:: Directions ::
Reproduce all the material exactly, minus any pictures it holds.

:: Supplied data ::

+===+

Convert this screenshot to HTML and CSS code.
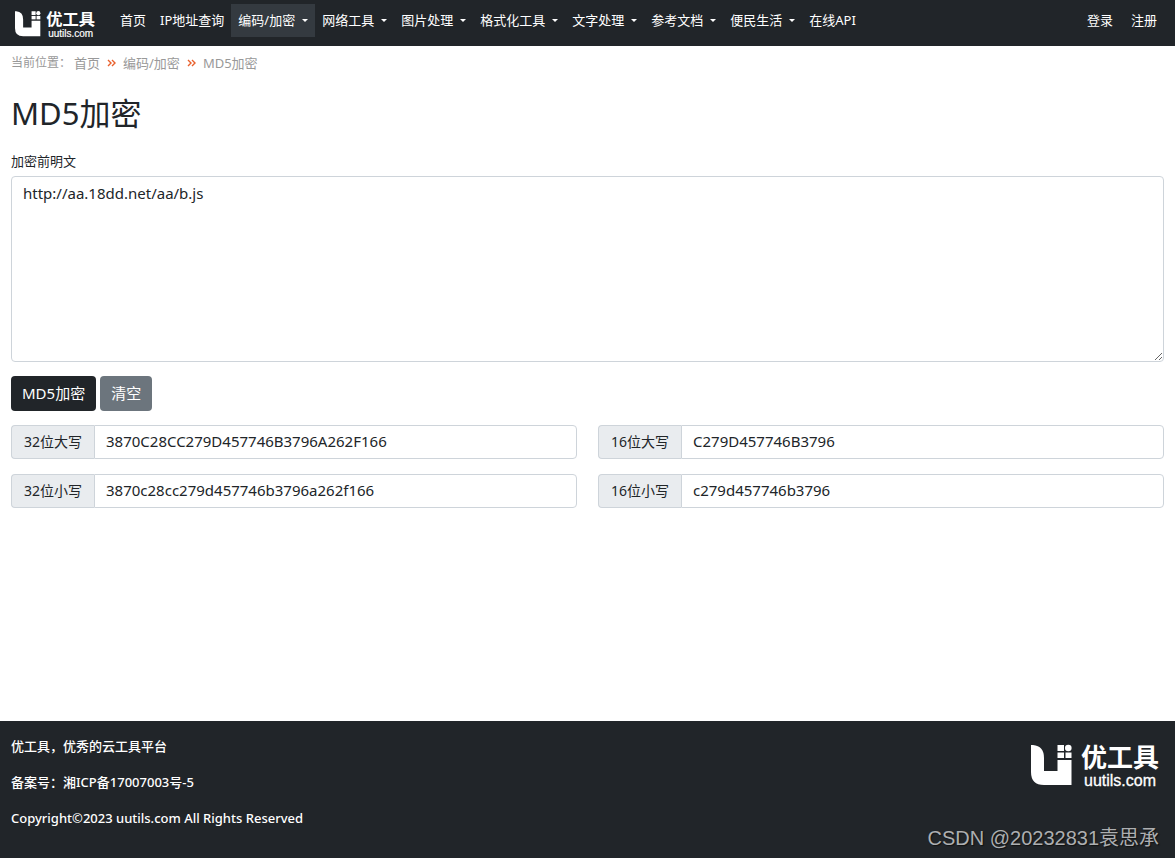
FILE: index.html
```html
<!DOCTYPE html>
<html lang="zh-CN">
<head>
<meta charset="utf-8">
<meta name="viewport" content="width=device-width, initial-scale=1">
<title>MD5加密</title>
<link rel="stylesheet" href="styles.css">
</head>
<body>
<header class="navbar">
  <a class="brand" href="#" aria-label="优工具 uutils.com">
    <svg class="logo" viewBox="0 0 128 44">
      <path d="M0 0H2Q13 1 13 13V26H26.500V15H40.500V40H13Q0 40 0 27Z"/>
      <rect x="26.500" y="0" width="6.500" height="6"/><circle cx="37.300" cy="3" r="3.300"/>
      <rect x="26.500" y="7.500" width="6.500" height="5.500"/><rect x="34.500" y="7.500" width="6" height="5.500"/>
      <text class="logo-name" x="50" y="22">优工具</text>
      <text class="logo-site" x="53" y="41">uutils.com</text>
    </svg>
  </a>
  <nav class="menu">
    <a class="item" href="#">首页</a>
    <a class="item" href="#">IP地址查询</a>
    <a class="item drop active" href="#">编码/加密</a>
    <a class="item drop" href="#">网络工具</a>
    <a class="item drop" href="#">图片处理</a>
    <a class="item drop" href="#">格式化工具</a>
    <a class="item drop" href="#">文字处理</a>
    <a class="item drop" href="#">参考文档</a>
    <a class="item drop" href="#">便民生活</a>
    <a class="item" href="#">在线API</a>
  </nav>
  <nav class="account">
    <a href="#">登录</a>
    <a href="#">注册</a>
  </nav>
</header>

<main class="content">
  <nav class="crumbs">
    <span class="crumbs-label">当前位置：</span>
    <a href="#">首页</a>
    <svg class="sep" viewBox="0 0 9 8"><path d="M1 1L4 4L1 7M5 1L8 4L5 7"/></svg>
    <a href="#">编码/加密</a>
    <svg class="sep" viewBox="0 0 9 8"><path d="M1 1L4 4L1 7M5 1L8 4L5 7"/></svg>
    <a href="#">MD5加密</a>
  </nav>
  <h1 class="title">MD5加密</h1>
  <form class="form">
    <label class="field-label" for="plain">加密前明文</label>
    <textarea class="plain" id="plain" spellcheck="false">http://aa.18dd.net/aa/b.js</textarea>
    <div class="actions">
      <button class="btn btn-dark" type="button">MD5加密</button>
      <button class="btn btn-gray" type="reset">清空</button>
    </div>
    <div class="results">
      <div class="group"><label class="addon" for="u32">32位大写</label><input class="value" id="u32" type="text" value="3870C28CC279D457746B3796A262F166"></div>
      <div class="group"><label class="addon" for="u16">16位大写</label><input class="value" id="u16" type="text" value="C279D457746B3796"></div>
      <div class="group"><label class="addon" for="l32">32位小写</label><input class="value" id="l32" type="text" value="3870c28cc279d457746b3796a262f166"></div>
      <div class="group"><label class="addon" for="l16">16位小写</label><input class="value" id="l16" type="text" value="c279d457746b3796"></div>
    </div>
  </form>
</main>

<footer class="footer">
  <div class="about">
    <p>优工具，优秀的云工具平台</p>
    <p>备案号：<a href="#">湘ICP备17007003号-5</a></p>
    <p>Copyright©2023 uutils.com All Rights Reserved</p>
  </div>
  <svg class="logo logo-large" viewBox="0 0 128 44">
    <path d="M0 0H2Q13 1 13 13V26H26.500V15H40.500V40H13Q0 40 0 27Z"/>
    <rect x="26.500" y="0" width="6.500" height="6"/><circle cx="37.300" cy="3" r="3.300"/>
    <rect x="26.500" y="7.500" width="6.500" height="5.500"/><rect x="34.500" y="7.500" width="6" height="5.500"/>
    <text class="logo-name" x="50" y="22">优工具</text>
    <text class="logo-site" x="53" y="41">uutils.com</text>
  </svg>
  <span class="watermark">CSDN @20232831袁思承</span>
</footer>
</body>
</html>
```
FILE: styles.css
```css
* {
  box-sizing: border-box;
}

body {
  display: flex;
  flex-direction: column;
  min-height: 100vh;
  margin: 0;
  color: #212529;
  background: #fff;
  font: 13px/20px "Noto Sans", "Noto Sans CJK SC", sans-serif;
}

a {
  color: inherit;
  text-decoration: none;
}

.navbar {
  display: flex;
  align-items: flex-start;
  height: 46px;
  padding: 4px 18px 0 15px;
  color: #fff;
  background: #212529;
}

.brand {
  display: flex;
  padding-top: 7px;
  margin-right: 18px;
}

.logo {
  width: 80px;
  height: 28px;
  fill: #fff;
  overflow: visible;
}

.logo-name {
  font: bold 26px "Noto Sans CJK SC", sans-serif;
}

.logo-site {
  font: 16px "Liberation Sans", sans-serif;
  stroke: #fff;
  stroke-width: 0.3px;
}

.menu {
  display: flex;
}

.item {
  display: flex;
  align-items: center;
  height: 33px;
  padding: 0 7px 2px;
  white-space: nowrap;
}

.drop::after {
  content: "";
  margin: 2px 0 0 7px;
  border: 3px solid transparent;
  border-top-color: #fff;
  border-bottom: 0;
}

.active {
  background: #343a40;
}

.account {
  display: flex;
  gap: 18px;
  margin-left: auto;
  line-height: 32px;
}

.content {
  flex: 1;
  padding: 7px 11px 0;
}

.crumbs {
  display: flex;
  align-items: center;
  color: #999;
}

.crumbs-label {
  margin-right: 3px;
  font-size: 12px;
}

.sep {
  width: 9px;
  height: 8px;
  margin: 0 7px;
  fill: none;
  stroke: #e9602c;
  stroke-width: 1.4px;
}

.title {
  margin: 20px 0 18px;
  font-size: 31px;
  font-weight: 400;
  line-height: 40px;
}

.field-label {
  display: block;
  margin-bottom: 5px;
}

.plain,
.value {
  border: 1px solid #ced4da;
  border-radius: 4px;
  color: #212529;
  background: #fff;
  font: 15px/22px "Noto Sans", "Noto Sans CJK SC", sans-serif;
}

.plain {
  display: block;
  width: 100%;
  height: 186px;
  padding: 5px 11px;
  resize: vertical;
}

.actions {
  display: flex;
  gap: 4px;
  margin: 14px 0;
}

.btn {
  height: 35px;
  padding: 0 11px 2px;
  border: 0;
  border-radius: 4px;
  color: #fff;
  font: 15px/22px "Noto Sans", "Noto Sans CJK SC", sans-serif;
}

.btn-dark {
  background: #212529;
}

.btn-gray {
  background: #6c757d;
}

.results {
  display: grid;
  grid-template-columns: 1fr 1fr;
  gap: 15px 21px;
}

.group {
  display: flex;
  height: 34px;
}

.addon {
  flex: none;
  width: 83px;
  border: 1px solid #ced4da;
  border-right: 0;
  border-radius: 4px 0 0 4px;
  background: #e9ecef;
  font-size: 14px;
  line-height: 32px;
  text-align: center;
}

.value {
  flex: 1;
  min-width: 0;
  padding: 0 11px 2px;
  border-radius: 0 4px 4px 0;
}

.footer {
  position: relative;
  display: flex;
  justify-content: space-between;
  padding: 15px 16px 30px 11px;
  color: #fff;
  background: #212529;
}

.about {
  display: grid;
  gap: 16px;
  font-weight: 500;
}

.about p {
  margin: 0;
}

.logo-large {
  width: 128px;
  height: 44px;
  margin-top: 9px;
}

.watermark {
  position: absolute;
  right: 16px;
  bottom: 7px;
  color: #adafb1;
  font: 20px/26px "Liberation Sans", "Noto Sans CJK SC", sans-serif;
  text-shadow: 1px 1px 1px #111;
}
```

+===+

:: Task result ::
Convert this screenshot to HTML and CSS code.
FILE: index.html
```html
<!DOCTYPE html>
<html lang="zh-CN">
<head>
<meta charset="utf-8">
<meta name="viewport" content="width=device-width, initial-scale=1">
<title>MD5加密</title>
<link rel="stylesheet" href="styles.css">
</head>
<body>
<header class="navbar">
  <a class="brand" href="#" aria-label="优工具 uutils.com">
    <svg class="logo" viewBox="0 0 128 44">
      <path d="M0 0H2Q13 1 13 13V26H26.500V15H40.500V40H13Q0 40 0 27Z"/>
      <rect x="26.500" y="0" width="6.500" height="6"/><circle cx="37.300" cy="3" r="3.300"/>
      <rect x="26.500" y="7.500" width="6.500" height="5.500"/><rect x="34.500" y="7.500" width="6" height="5.500"/>
      <text class="logo-name" x="50" y="22">优工具</text>
      <text class="logo-site" x="53" y="41">uutils.com</text>
    </svg>
  </a>
  <nav class="menu">
    <a class="item" href="#">首页</a>
    <a class="item" href="#">IP地址查询</a>
    <a class="item drop active" href="#">编码/加密</a>
    <a class="item drop" href="#">网络工具</a>
    <a class="item drop" href="#">图片处理</a>
    <a class="item drop" href="#">格式化工具</a>
    <a class="item drop" href="#">文字处理</a>
    <a class="item drop" href="#">参考文档</a>
    <a class="item drop" href="#">便民生活</a>
    <a class="item" href="#">在线API</a>
  </nav>
  <nav class="account">
    <a href="#">登录</a>
    <a href="#">注册</a>
  </nav>
</header>

<main class="content">
  <nav class="crumbs">
    <span class="crumbs-label">当前位置：</span>
    <a href="#">首页</a>
    <svg class="sep" viewBox="0 0 9 8"><path d="M1 1L4 4L1 7M5 1L8 4L5 7"/></svg>
    <a href="#">编码/加密</a>
    <svg class="sep" viewBox="0 0 9 8"><path d="M1 1L4 4L1 7M5 1L8 4L5 7"/></svg>
    <a href="#">MD5加密</a>
  </nav>
  <h1 class="title">MD5加密</h1>
  <form class="form">
    <label class="field-label" for="plain">加密前明文</label>
    <textarea class="plain" id="plain" spellcheck="false">http://aa.18dd.net/aa/b.js</textarea>
    <div class="actions">
      <button class="btn btn-dark" type="button">MD5加密</button>
      <button class="btn btn-gray" type="reset">清空</button>
    </div>
    <div class="results">
      <div class="group"><label class="addon" for="u32">32位大写</label><input class="value" id="u32" type="text" value="3870C28CC279D457746B3796A262F166"></div>
      <div class="group"><label class="addon" for="u16">16位大写</label><input class="value" id="u16" type="text" value="C279D457746B3796"></div>
      <div class="group"><label class="addon" for="l32">32位小写</label><input class="value" id="l32" type="text" value="3870c28cc279d457746b3796a262f166"></div>
      <div class="group"><label class="addon" for="l16">16位小写</label><input class="value" id="l16" type="text" value="c279d457746b3796"></div>
    </div>
  </form>
</main>

<footer class="footer">
  <div class="about">
    <p>优工具，优秀的云工具平台</p>
    <p>备案号：<a href="#">湘ICP备17007003号-5</a></p>
    <p>Copyright©2023 uutils.com All Rights Reserved</p>
  </div>
  <svg class="logo logo-large" viewBox="0 0 128 44">
    <path d="M0 0H2Q13 1 13 13V26H26.500V15H40.500V40H13Q0 40 0 27Z"/>
    <rect x="26.500" y="0" width="6.500" height="6"/><circle cx="37.300" cy="3" r="3.300"/>
    <rect x="26.500" y="7.500" width="6.500" height="5.500"/><rect x="34.500" y="7.500" width="6" height="5.500"/>
    <text class="logo-name" x="50" y="22">优工具</text>
    <text class="logo-site" x="53" y="41">uutils.com</text>
  </svg>
  <span class="watermark">CSDN @20232831袁思承</span>
</footer>
</body>
</html>
```
FILE: styles.css
```css
* {
  box-sizing: border-box;
}

body {
  display: flex;
  flex-direction: column;
  min-height: 100vh;
  margin: 0;
  color: #212529;
  background: #fff;
  font: 13px/20px "Noto Sans", "Noto Sans CJK SC", sans-serif;
}

a {
  color: inherit;
  text-decoration: none;
}

.navbar {
  display: flex;
  align-items: flex-start;
  height: 46px;
  padding: 4px 18px 0 15px;
  color: #fff;
  background: #212529;
}

.brand {
  display: flex;
  padding-top: 7px;
  margin-right: 18px;
}

.logo {
  width: 80px;
  height: 28px;
  fill: #fff;
  overflow: visible;
}

.logo-name {
  font: bold 26px "Noto Sans CJK SC", sans-serif;
}

.logo-site {
  font: 16px "Liberation Sans", sans-serif;
  stroke: #fff;
  stroke-width: 0.3px;
}

.menu {
  display: flex;
}

.item {
  display: flex;
  align-items: center;
  height: 33px;
  padding: 0 7px 2px;
  white-space: nowrap;
}

.drop::after {
  content: "";
  margin: 2px 0 0 7px;
  border: 3px solid transparent;
  border-top-color: #fff;
  border-bottom: 0;
}

.active {
  background: #343a40;
}

.account {
  display: flex;
  gap: 18px;
  margin-left: auto;
  line-height: 32px;
}

.content {
  flex: 1;
  padding: 7px 11px 0;
}

.crumbs {
  display: flex;
  align-items: center;
  color: #999;
}

.crumbs-label {
  margin-right: 3px;
  font-size: 12px;
}

.sep {
  width: 9px;
  height: 8px;
  margin: 0 7px;
  fill: none;
  stroke: #e9602c;
  stroke-width: 1.4px;
}

.title {
  margin: 20px 0 18px;
  font-size: 31px;
  font-weight: 400;
  line-height: 40px;
}

.field-label {
  display: block;
  margin-bottom: 5px;
}

.plain,
.value {
  border: 1px solid #ced4da;
  border-radius: 4px;
  color: #212529;
  background: #fff;
  font: 15px/22px "Noto Sans", "Noto Sans CJK SC", sans-serif;
}

.plain {
  display: block;
  width: 100%;
  height: 186px;
  padding: 5px 11px;
  resize: vertical;
}

.actions {
  display: flex;
  gap: 4px;
  margin: 14px 0;
}

.btn {
  height: 35px;
  padding: 0 11px 2px;
  border: 0;
  border-radius: 4px;
  color: #fff;
  font: 15px/22px "Noto Sans", "Noto Sans CJK SC", sans-serif;
}

.btn-dark {
  background: #212529;
}

.btn-gray {
  background: #6c757d;
}

.results {
  display: grid;
  grid-template-columns: 1fr 1fr;
  gap: 15px 21px;
}

.group {
  display: flex;
  height: 34px;
}

.addon {
  flex: none;
  width: 83px;
  border: 1px solid #ced4da;
  border-right: 0;
  border-radius: 4px 0 0 4px;
  background: #e9ecef;
  font-size: 14px;
  line-height: 32px;
  text-align: center;
}

.value {
  flex: 1;
  min-width: 0;
  padding: 0 11px 2px;
  border-radius: 0 4px 4px 0;
}

.footer {
  position: relative;
  display: flex;
  justify-content: space-between;
  padding: 15px 16px 30px 11px;
  color: #fff;
  background: #212529;
}

.about {
  display: grid;
  gap: 16px;
  font-weight: 500;
}

.about p {
  margin: 0;
}

.logo-large {
  width: 128px;
  height: 44px;
  margin-top: 9px;
}

.watermark {
  position: absolute;
  right: 16px;
  bottom: 7px;
  color: #adafb1;
  font: 20px/26px "Liberation Sans", "Noto Sans CJK SC", sans-serif;
  text-shadow: 1px 1px 1px #111;
}
```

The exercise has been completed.